Source data:
################
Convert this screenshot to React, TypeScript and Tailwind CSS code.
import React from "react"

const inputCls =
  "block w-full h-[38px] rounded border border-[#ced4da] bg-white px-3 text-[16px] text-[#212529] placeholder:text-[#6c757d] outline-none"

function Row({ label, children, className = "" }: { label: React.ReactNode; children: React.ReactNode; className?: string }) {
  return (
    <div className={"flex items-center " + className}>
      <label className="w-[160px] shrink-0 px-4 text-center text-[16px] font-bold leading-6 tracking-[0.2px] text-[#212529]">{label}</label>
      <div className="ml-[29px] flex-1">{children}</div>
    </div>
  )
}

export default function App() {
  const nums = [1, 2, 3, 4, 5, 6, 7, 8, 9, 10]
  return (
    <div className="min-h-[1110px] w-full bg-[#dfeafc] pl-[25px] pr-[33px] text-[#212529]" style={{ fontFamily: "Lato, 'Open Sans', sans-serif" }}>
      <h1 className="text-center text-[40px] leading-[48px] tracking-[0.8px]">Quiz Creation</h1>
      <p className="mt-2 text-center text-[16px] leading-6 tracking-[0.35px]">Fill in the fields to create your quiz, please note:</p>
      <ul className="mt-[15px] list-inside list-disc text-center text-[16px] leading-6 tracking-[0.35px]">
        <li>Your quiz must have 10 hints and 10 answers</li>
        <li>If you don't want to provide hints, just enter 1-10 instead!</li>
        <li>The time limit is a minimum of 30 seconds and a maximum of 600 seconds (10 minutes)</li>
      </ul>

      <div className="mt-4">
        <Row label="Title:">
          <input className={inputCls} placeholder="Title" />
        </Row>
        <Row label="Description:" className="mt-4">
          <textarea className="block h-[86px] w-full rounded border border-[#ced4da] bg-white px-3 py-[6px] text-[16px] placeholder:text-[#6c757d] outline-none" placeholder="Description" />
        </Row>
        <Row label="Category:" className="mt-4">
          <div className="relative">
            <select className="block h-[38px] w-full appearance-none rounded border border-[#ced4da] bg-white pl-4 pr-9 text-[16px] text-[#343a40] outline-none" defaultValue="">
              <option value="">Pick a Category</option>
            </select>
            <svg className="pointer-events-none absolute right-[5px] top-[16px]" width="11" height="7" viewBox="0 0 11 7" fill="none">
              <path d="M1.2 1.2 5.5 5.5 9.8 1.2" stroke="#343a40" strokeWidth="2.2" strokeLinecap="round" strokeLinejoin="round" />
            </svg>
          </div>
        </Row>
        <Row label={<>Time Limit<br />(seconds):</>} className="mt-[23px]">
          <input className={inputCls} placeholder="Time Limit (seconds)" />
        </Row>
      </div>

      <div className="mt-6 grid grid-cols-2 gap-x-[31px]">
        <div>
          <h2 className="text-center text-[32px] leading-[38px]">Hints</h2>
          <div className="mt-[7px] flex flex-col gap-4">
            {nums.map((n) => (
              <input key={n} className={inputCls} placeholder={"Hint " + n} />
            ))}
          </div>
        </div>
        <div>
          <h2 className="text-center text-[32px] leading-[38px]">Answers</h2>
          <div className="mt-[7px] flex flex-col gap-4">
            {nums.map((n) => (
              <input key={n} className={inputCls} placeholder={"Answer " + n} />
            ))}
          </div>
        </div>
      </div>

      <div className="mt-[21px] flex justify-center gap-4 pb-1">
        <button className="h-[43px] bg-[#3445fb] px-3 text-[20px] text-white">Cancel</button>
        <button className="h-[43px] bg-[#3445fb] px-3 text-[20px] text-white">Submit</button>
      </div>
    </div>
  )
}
################
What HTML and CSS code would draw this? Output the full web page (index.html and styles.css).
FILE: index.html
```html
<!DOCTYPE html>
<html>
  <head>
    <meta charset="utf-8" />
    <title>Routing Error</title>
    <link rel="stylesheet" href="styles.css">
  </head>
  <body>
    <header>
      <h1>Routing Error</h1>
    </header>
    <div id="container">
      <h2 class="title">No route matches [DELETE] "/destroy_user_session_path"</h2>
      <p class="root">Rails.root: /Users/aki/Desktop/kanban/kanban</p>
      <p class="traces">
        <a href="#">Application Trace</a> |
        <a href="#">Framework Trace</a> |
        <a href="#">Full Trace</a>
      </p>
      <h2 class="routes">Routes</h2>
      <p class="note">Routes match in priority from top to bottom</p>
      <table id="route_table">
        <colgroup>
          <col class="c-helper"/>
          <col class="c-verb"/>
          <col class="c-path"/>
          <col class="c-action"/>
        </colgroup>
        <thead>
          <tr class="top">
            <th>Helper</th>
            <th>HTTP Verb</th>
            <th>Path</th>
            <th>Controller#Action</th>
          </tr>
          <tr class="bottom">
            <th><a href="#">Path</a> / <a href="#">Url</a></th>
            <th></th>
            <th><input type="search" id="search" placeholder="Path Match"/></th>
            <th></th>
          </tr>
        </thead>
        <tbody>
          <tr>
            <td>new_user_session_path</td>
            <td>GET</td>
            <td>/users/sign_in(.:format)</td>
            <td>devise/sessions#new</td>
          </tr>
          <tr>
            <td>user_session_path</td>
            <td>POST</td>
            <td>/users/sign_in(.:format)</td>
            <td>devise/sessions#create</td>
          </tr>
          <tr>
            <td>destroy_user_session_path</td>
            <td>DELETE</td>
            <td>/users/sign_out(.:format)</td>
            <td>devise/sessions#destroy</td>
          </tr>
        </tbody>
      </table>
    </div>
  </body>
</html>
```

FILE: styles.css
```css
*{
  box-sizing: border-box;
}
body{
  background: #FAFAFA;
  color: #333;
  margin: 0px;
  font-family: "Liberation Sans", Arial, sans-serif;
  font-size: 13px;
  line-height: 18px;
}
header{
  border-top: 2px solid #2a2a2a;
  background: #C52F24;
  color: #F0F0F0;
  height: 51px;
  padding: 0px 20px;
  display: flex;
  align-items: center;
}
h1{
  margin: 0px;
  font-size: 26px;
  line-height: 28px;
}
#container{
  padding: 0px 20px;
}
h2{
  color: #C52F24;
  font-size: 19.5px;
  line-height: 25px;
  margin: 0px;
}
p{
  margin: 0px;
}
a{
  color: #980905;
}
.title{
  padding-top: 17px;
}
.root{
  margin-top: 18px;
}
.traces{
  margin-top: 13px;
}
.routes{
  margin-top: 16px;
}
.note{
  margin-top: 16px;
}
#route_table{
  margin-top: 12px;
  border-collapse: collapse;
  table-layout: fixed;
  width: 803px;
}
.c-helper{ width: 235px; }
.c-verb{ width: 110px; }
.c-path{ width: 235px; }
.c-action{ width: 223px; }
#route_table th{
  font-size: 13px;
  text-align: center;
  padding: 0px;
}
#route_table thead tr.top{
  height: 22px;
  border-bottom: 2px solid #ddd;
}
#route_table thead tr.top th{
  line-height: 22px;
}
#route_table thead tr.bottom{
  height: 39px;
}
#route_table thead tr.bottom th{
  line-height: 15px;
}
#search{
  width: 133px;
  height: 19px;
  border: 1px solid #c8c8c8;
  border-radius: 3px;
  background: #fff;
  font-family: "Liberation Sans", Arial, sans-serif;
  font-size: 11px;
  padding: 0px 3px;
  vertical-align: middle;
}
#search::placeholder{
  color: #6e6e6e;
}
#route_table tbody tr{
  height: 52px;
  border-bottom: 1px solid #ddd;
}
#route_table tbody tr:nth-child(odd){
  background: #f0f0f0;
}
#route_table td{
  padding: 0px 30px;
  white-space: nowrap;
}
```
################
What to produce: Everything from the line containing "Convert this screenshot" down to the line containing "w-full h-[38px] rounded" should be repeated exactly, with both end lines kept and no other lines added.

Written answer:
Convert this screenshot to React, TypeScript and Tailwind CSS code.
import React from "react"

const inputCls =
  "block w-full h-[38px] rounded border border-[#ced4da] bg-white px-3 text-[16px] text-[#212529] placeholder:text-[#6c757d] outline-none"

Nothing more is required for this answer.